Children waited expectantly with their empty plastic bags. Adults carried umbrellas which later they would open and hold upside down to collect the airborne candy. People appeared on balconies overlooking the route. In the distance the first of many marching bands struck up a tune. The Procession was underway. Scenes from Narnia, pirates, elves and fairies, Raiders of the Lost Ark and many more passed through a jubilant, cheering crowd. It was raining candy and both adults and children scrambled to fill bags for the sugar-fest to come. All too soon it was over and the bars and terazzas were again heaving with people with the adults drinking beer and the children munching merrily from bulging bags. Their big presents were still to come.

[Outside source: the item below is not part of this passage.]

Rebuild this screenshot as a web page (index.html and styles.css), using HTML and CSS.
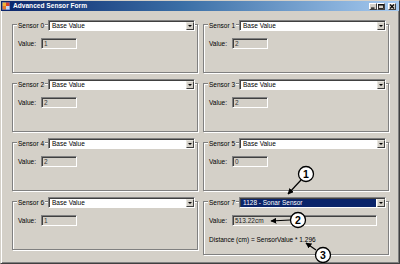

The Feast of the Kings is celebrated throughout Spain and I remember whilst walking the Via de la Plata on exactly this day 5 years ago I stopped in a small town where they were very proud of their procession of 14 tractors and trailers. This year other pilgrims would witness the sight as this epic route from Sevilla is growing in popularity. I decided to follow the arrows from the Cathedral and I was soon over in Triana, the artists’ barrio which lines the river. Almost exactly on the route is the Office of the Amigos of the Via de la Plata and right next door the Taberna Miami whose owner Juan has completed the Camino on horseback several times and is President of the Amigos. Don Juan is older now but he maintains the dress and swagger of a caballero. His hat is adorned with pilgrimage badges and he regales everyone he meets with pilgrimage folklore. He met me on the street shouting to everyone at the top of his voice that the Scottish pilgrim had come to see him. In that instant I could imagine Juan the pilgrim setting out on pilgrimage on top of his horse. Just like a King on the Via de la Plata.